At what point did you make the decision to ditch the electronic drums on the new album as ‘Vicissitude’ was 100% programmed percussion?

The idea with this album was to have more of a human sound, so the answer to that was get more humans involved in the making of it! *laughs*

All the drums were already there programmed, I asked Matt to do his thing on the tracks. There’s still a lot of programming weaved in as well, so it’s not entirely all live, there’s a lot of electronic elements that were left in. He played on all of the songs, again it just really worked for me because I think that it does add a human element when there’s live playing involved.

The promo video for ‘Just Reflecting’ (with its stop motion footage) is reminiscent of the Philip Glass soundtracked ‘Koyaanisqatsi’, was that film an influence?

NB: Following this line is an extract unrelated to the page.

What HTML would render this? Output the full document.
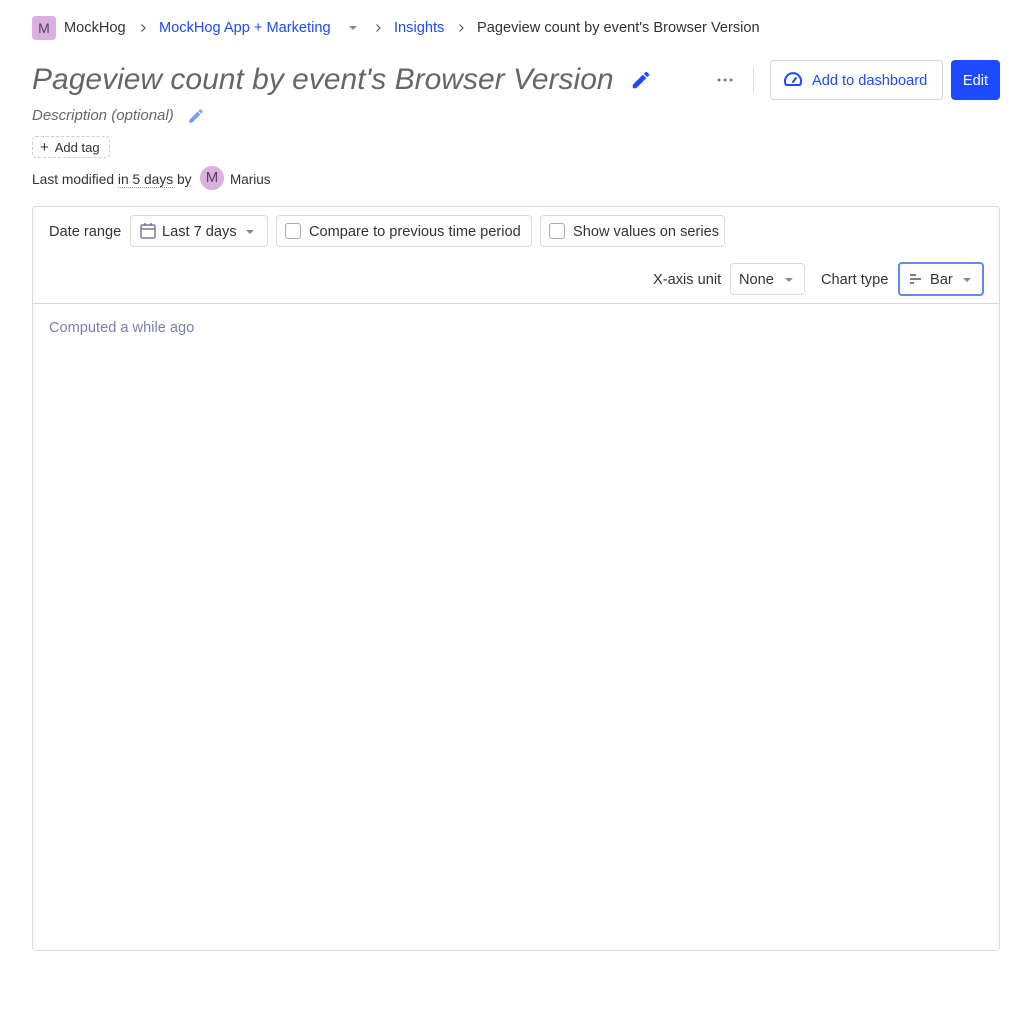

It wasn’t consciously, I know the music to that rather than the film itself. The visuals worked out really well; I had a lot of visual ideas in my head and a lot of it was sweeping cityscapes and was drawn from memories from childhood. That sense of wonder when you’re seeing huge cityscapes for the first time. There were a lot of memories I was drawing on, Jonathan Irwin who did the visuals did a great job!

‘Both Sides’ has a real Krautrock motorik feel to it, are you a fan of the genre?

Yes, totally, it’s really cool that you said that! That song especially, it was a bit of a tribute to that sound. A lot of those songs are very rhythm based, the drums will just stay almost quite hypnotic…

Jaki Liebezeit, he pioneered that kind of consistent drum rhythm…

The music weaves around the drums and that was what I was going for with ‘Both Sides’.

I think you succeeded! You are very open about ‘Pet Sounds’ being an important landmark for you, are there any other albums that you hold in equally high esteem?

Oh yeah, totally, that was an obvious reference for me, ‘Pet Sounds’; but I was listening to a lot of Sixties and Seventies soundtracks as well, like Morricone. I love horror soundtracks as well like the Giallo stuff….

Like GOBLIN, the Dario Argento stuff?

Yes, I love the way the instrumentation is all played for real and sometimes things go slightly out of time. There’s a very human feel to those soundtracks.

Although ‘Colours. Reflect. Time. Loss.’ is a far more organic album than ‘Vicissitude’, there are still some electronics and sequencers on it, did you invest in any new synth tech for it?

Yes I did, I got a new crazy guitar FX pedal which I love, one of the Helix multi-FX things which is insane which I’ve used quite a bit. I used the Moog which Polly Scattergood left here…

That’s very kind of her!

I gave it back eventually! I think it was a Moog Little Phatty which I used quite a bit…..

Was there any vintage kit used on the project?

There is, some of the sequencers I don’t realise they’re vintage but they are! *laughs*

I still use my Yamaha RM1X, the Korg Electribe quite a bit and there’s a bit of Korg Volca Beats drum machine on there. Mainly just things which are around, I tend to just have a fiddle and see what happens. I’ve also got a little dulcimer which I used quite a bit which has a strange tuning. I played it on the opening to ‘You Exist In Everything’ and it sounds great drenched in reverb and stuff. So there was quite a bit of experimenting and the usual fiddling!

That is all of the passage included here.